> [SHORT PROBLEM] Extract the full listing verbatim and drop any pictures from your copy.

· · ·

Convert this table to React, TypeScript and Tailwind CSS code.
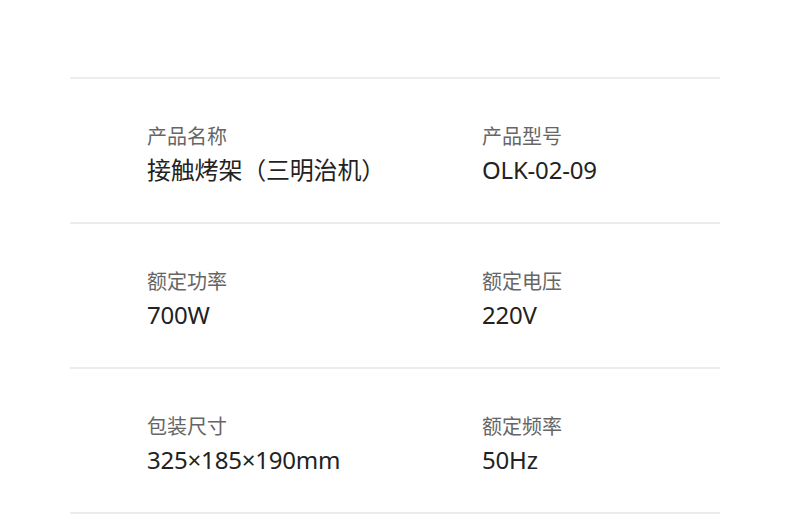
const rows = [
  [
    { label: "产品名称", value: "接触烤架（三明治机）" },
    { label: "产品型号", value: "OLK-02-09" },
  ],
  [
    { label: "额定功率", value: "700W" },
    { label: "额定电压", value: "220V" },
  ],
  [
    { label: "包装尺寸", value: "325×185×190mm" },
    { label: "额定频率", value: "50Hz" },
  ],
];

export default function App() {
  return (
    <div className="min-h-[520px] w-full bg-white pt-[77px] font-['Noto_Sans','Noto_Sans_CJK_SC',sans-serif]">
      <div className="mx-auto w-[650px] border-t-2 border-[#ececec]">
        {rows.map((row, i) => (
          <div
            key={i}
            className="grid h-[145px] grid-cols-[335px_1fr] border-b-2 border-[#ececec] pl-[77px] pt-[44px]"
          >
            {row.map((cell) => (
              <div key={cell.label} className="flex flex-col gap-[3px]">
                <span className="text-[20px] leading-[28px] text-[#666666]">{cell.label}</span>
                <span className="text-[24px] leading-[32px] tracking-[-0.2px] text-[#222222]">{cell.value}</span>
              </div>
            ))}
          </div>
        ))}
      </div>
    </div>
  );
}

· · ·

> [OUTPUT OF THE TASK]
Convert this table to React, TypeScript and Tailwind CSS code.
const rows = [
  [
    { label: "产品名称", value: "接触烤架（三明治机）" },
    { label: "产品型号", value: "OLK-02-09" },
  ],
  [
    { label: "额定功率", value: "700W" },
    { label: "额定电压", value: "220V" },
  ],
  [
    { label: "包装尺寸", value: "325×185×190mm" },
    { label: "额定频率", value: "50Hz" },
  ],
];

export default function App() {
  return (
    <div className="min-h-[520px] w-full bg-white pt-[77px] font-['Noto_Sans','Noto_Sans_CJK_SC',sans-serif]">
      <div className="mx-auto w-[650px] border-t-2 border-[#ececec]">
        {rows.map((row, i) => (
          <div
            key={i}
            className="grid h-[145px] grid-cols-[335px_1fr] border-b-2 border-[#ececec] pl-[77px] pt-[44px]"
          >
            {row.map((cell) => (
              <div key={cell.label} className="flex flex-col gap-[3px]">
                <span className="text-[20px] leading-[28px] text-[#666666]">{cell.label}</span>
                <span className="text-[24px] leading-[32px] tracking-[-0.2px] text-[#222222]">{cell.value}</span>
              </div>
            ))}
          </div>
        ))}
      </div>
    </div>
  );
}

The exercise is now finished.